Uno dei pochi limiti del testo è quello di rimanere incentrato sulla condizione delle donne figlie e sorelle di alto borghesi [Woolf sostiene l’impossibilità di definire quelle donne “borghesi” come i loro padri e fratelli poiché esse non partecipano dei due caratteri fondamentali della borghesia ovvero il capitale e le opportunità sociali] e non viene prodotta analisi relativa né ai sistemi di produzione delle disparità né all’impari suddivisione della ricchezza tra classi. Woolf allarga il campo della rivendicazione a tutte le donne e tutti gli uomini, cercando di mostrare il carattere di universalità positiva che il modello della politica delle donne [non addestrate dai secoli al modello della guerra] potrebbe esercitare su/per tutte e tutti, ma resta comunque il senso di una mancanza.

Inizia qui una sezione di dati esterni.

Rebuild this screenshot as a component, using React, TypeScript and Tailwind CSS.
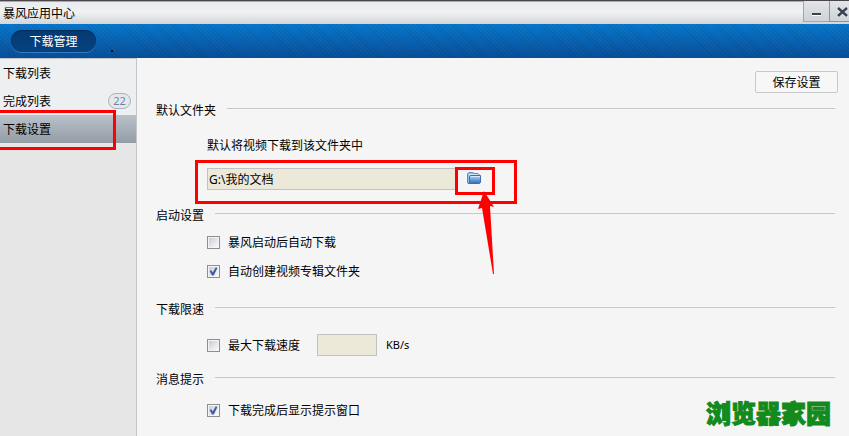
import { useState, type ReactNode } from "react";

const navItems = [
  { label: "下载列表" },
  { label: "完成列表", count: 22 },
  { label: "下载设置", active: true },
];

function FolderIcon() {
  return (
    <svg width="14" height="12" viewBox="0 0 14 12" aria-hidden="true">
      <defs>
        <linearGradient id="folder" x1="0" y1="0" x2="0" y2="1">
          <stop offset="0" stopColor="#b4d8f5" />
          <stop offset="0.5" stopColor="#6ba5dc" />
          <stop offset="1" stopColor="#2f68ae" />
        </linearGradient>
      </defs>
      <path d="M.5 11V1.8L1.8.5h4L7 1.5h4l1 1V11z" fill="#8fc0ea" stroke="#5c8cc2" />
      <path d="M2 2.5h9" stroke="#d3e9fa" />
      <path d="M1.5 11.5l1-1V4.5l1-1h10v7l-1 1z" fill="url(#folder)" stroke="#3c6fb0" />
      <path d="M4 4.5h9" stroke="#d3e9fa" />
    </svg>
  );
}

function Section({ title, children }: { title: string; children: ReactNode }) {
  return (
    <section className="pr-[3px]">
      <div className="flex h-5 gap-[11px] leading-5">
        <h2>{title}</h2>
        <div className="mt-2 h-px flex-1 bg-[#c6c8c9]" />
      </div>
      <div className="pl-[51px]">{children}</div>
    </section>
  );
}

function CheckOption({ label, defaultChecked = false }: { label: string; defaultChecked?: boolean }) {
  const [checked, setChecked] = useState(defaultChecked);

  return (
    <label className="flex h-5 items-center gap-2">
      <span className="relative size-[13px] shrink-0">
        <input
          type="checkbox"
          checked={checked}
          onChange={(e) => setChecked(e.target.checked)}
          className="block size-[13px] appearance-none border border-[#8e8f8f] bg-linear-to-br from-[#c3c9d2] to-white shadow-[inset_0_0_0_1px_#f4f4f4]"
        />
        {checked && (
          <svg className="pointer-events-none absolute inset-0" width="13" height="13" viewBox="0 0 13 13">
            <path d="M2.6 6l1.8-.8 1.3 2.2L8.8 2.2l1.6.7L6.8 10.4H5z" fill="#3f5ba9" />
          </svg>
        )}
      </span>
      {label}
    </label>
  );
}

export default function App() {
  return (
    <div className="flex min-h-screen flex-col bg-[#f5f5f5] font-['Noto_Sans_CJK_SC',sans-serif] text-xs text-black">
      {/* Title bar */}
      <header className="flex h-6 justify-between border-t border-[#4a464b] bg-linear-to-b from-[#e9ecee] via-[#eff1f2] to-[#d3d5d8] shadow-[inset_0_1px_0_#a9a9ac]">
        <h1 className="pl-[3px] leading-6">暴风应用中心</h1>
        <div className="flex h-[21px]">
          <button aria-label="最小化" className="flex w-[26px] items-center justify-center border-b border-l border-[#a3a7ab] bg-linear-to-b from-[#e2e5e8] to-[#cfd2d6]">
            <svg width="10" height="12" viewBox="0 0 10 12">
              <path d="M0 8h9v2H0z" fill="#39424e" />
              <path d="M0 10h9v1H0z" fill="#fff" />
            </svg>
          </button>
          <button aria-label="关闭" className="flex w-5 items-center justify-end border-b border-l border-[#8f9498] bg-linear-to-b from-[#e2e5e8] to-[#cfd2d6]">
            <svg width="12" height="12" viewBox="0 0 12 12">
              <path d="M1 4l9 8M10 4l-9 8" stroke="#fff" strokeWidth="2" />
              <path d="M1 3l9 8M10 3l-9 8" stroke="#39424e" strokeWidth="2.4" />
            </svg>
          </button>
        </div>
      </header>

      {/* Tab strip */}
      <nav className="flex h-[34px] items-center bg-[repeating-linear-gradient(45deg,#00000014_0_1px,transparent_1px_3px),linear-gradient(#0878cc,#0a4f99)] pl-[11px]">
        <button className="h-[22px] w-[85px] rounded-full bg-linear-to-b from-[#053a72] to-[#07427f] leading-[22px] text-white shadow-[0_1px_0_#2f7fc4,inset_0_1px_1px_#022b58]">
          下载管理
        </button>
        <span className="mt-5 ml-[15px] size-0.5 bg-[#10131a]" />
      </nav>

      <div className="flex flex-1">
        {/* Sidebar */}
        <aside className="relative w-[137px] shrink-0 overflow-hidden border-t border-r border-[#c3c6c9] bg-[#e6e6e6]">
          {navItems.map((item) => (
            <a
              key={item.label}
              href="#"
              className={
                item.active
                  ? "flex h-7 items-center bg-linear-to-b from-[#b9c1ca] to-[#949da6] pl-[3px]"
                  : "flex h-7 items-center justify-between bg-[#eeeff1] pr-[5px] pl-[3px]"
              }
            >
              {item.label}
              {item.count && (
                <span className="h-4 w-[23px] rounded-full border border-[#a9b3bd] bg-[#e4e8ec] text-center font-['Noto_Sans',sans-serif] text-[11px] leading-[14px] text-[#6f8496]">
                  {item.count}
                </span>
              )}
            </a>
          ))}
          <div className="pointer-events-none absolute top-[51px] -left-1 h-10 w-[120px] border-3 border-[#ff0000]" />
        </aside>

        {/* Settings */}
        <main className="flex-1 pt-[13px] pr-[11px] pl-[19px]">
          <div className="mb-[7px] flex justify-end">
            <button className="h-[22px] w-[83px] rounded-xs border border-[#c6c8ca] bg-[#f7f7f7] leading-5">保存设置</button>
          </div>

          <Section title="默认文件夹">
            <label htmlFor="folder-path" className="mt-[15px] block h-5 leading-5">
              默认将视频下载到该文件夹中
            </label>
            <div className="relative mt-[13px] mb-[15px] flex h-[22px] w-[290px] items-center">
              <input
                id="folder-path"
                defaultValue="G:\我的文档"
                className="h-[22px] w-[250px] border border-[#bfc3c4] bg-[#ece9d8] px-px font-['Noto_Sans','Noto_Sans_CJK_SC',sans-serif] outline-none"
              />
              <button aria-label="浏览" className="ml-[10px] pb-0.5">
                <FolderIcon />
              </button>
              <div className="pointer-events-none absolute -top-2 -left-3 h-11 w-[322px] border-3 border-[#ff0000]" />
              <div className="pointer-events-none absolute -top-px left-[248px] h-7 w-10 border-3 border-[#ff0000]" />
              <svg className="pointer-events-none absolute top-[23px] left-[271px]" width="18" height="84" viewBox="0 0 18 84">
                <path d="M6 0l10 16-4-1 4 68h-1L4 17l-4 1z" fill="#ff0000" />
              </svg>
            </div>
          </Section>

          <Section title="启动设置">
            <div className="mt-[7px] mb-[18px] flex flex-col gap-[9px]">
              <CheckOption label="暴风启动后自动下载" />
              <CheckOption label="自动创建视频专辑文件夹" defaultChecked />
            </div>
          </Section>

          <Section title="下载限速">
            <div className="mt-[15px] mb-[13px] flex h-[22px] items-center">
              <CheckOption label="最大下载速度" />
              <input
                aria-label="最大下载速度 KB/s"
                className="ml-[17px] h-[22px] w-[60px] border border-[#bfc3c4] bg-[#ece9d8] px-0.5 outline-none"
              />
              <span className="ml-[9px] font-['Noto_Sans',sans-serif] text-[11px]">KB/s</span>
            </div>
          </Section>

          <Section title="消息提示">
            <div className="mt-[11px]">
              <CheckOption label="下载完成后显示提示窗口" defaultChecked />
            </div>
          </Section>
        </main>
      </div>

      {/* Site mark */}
      <div className="pointer-events-none absolute right-[18px] bottom-2 text-[25px] leading-8 font-black text-[#128a1c] [-webkit-text-stroke:1px_#128a1c]">
        浏览器家园
      </div>
    </div>
  );
}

Può “Le tre ghinee” rappresentare un testo fondamentale del femminismo separatista? A mio avviso no. Può essere, sì, un testo di politica separatista, ma non un testo che spieghi il separatismo in altro modo se non come una scelta politica [(…) quella differenza, non importa se innata o accidentale]. Esso rappresenta il ruolo enorme che i modelli culturali dominanti svolgono nella riproduzione di loro stessi indipendentemente dai generi a cui si riferiscono. Rappresenta, però, l’evidenza che i soggetti svantaggiati all'interno di quel modello posseggono l’anticorpo della marginalità che permette loro di reagire ed elaborare strategie alternative per modelli assolutamente differenti. Mostra, ancora, la possibilità che per raggiungere un medesimo fine non è necessario trovare una sintesi tra realtà differenti; è sufficiente che tali realtà continuino a perseverare nel raggiungimento di quel fine ciascuna con le proprie pratiche, pur restando in rapporto di dialogo.


Per finire, di norma non leggo mai prefazioni e introduzioni; la presenza di una Introduzione di Muraro non mi ha portato a contravvenire a tale norma.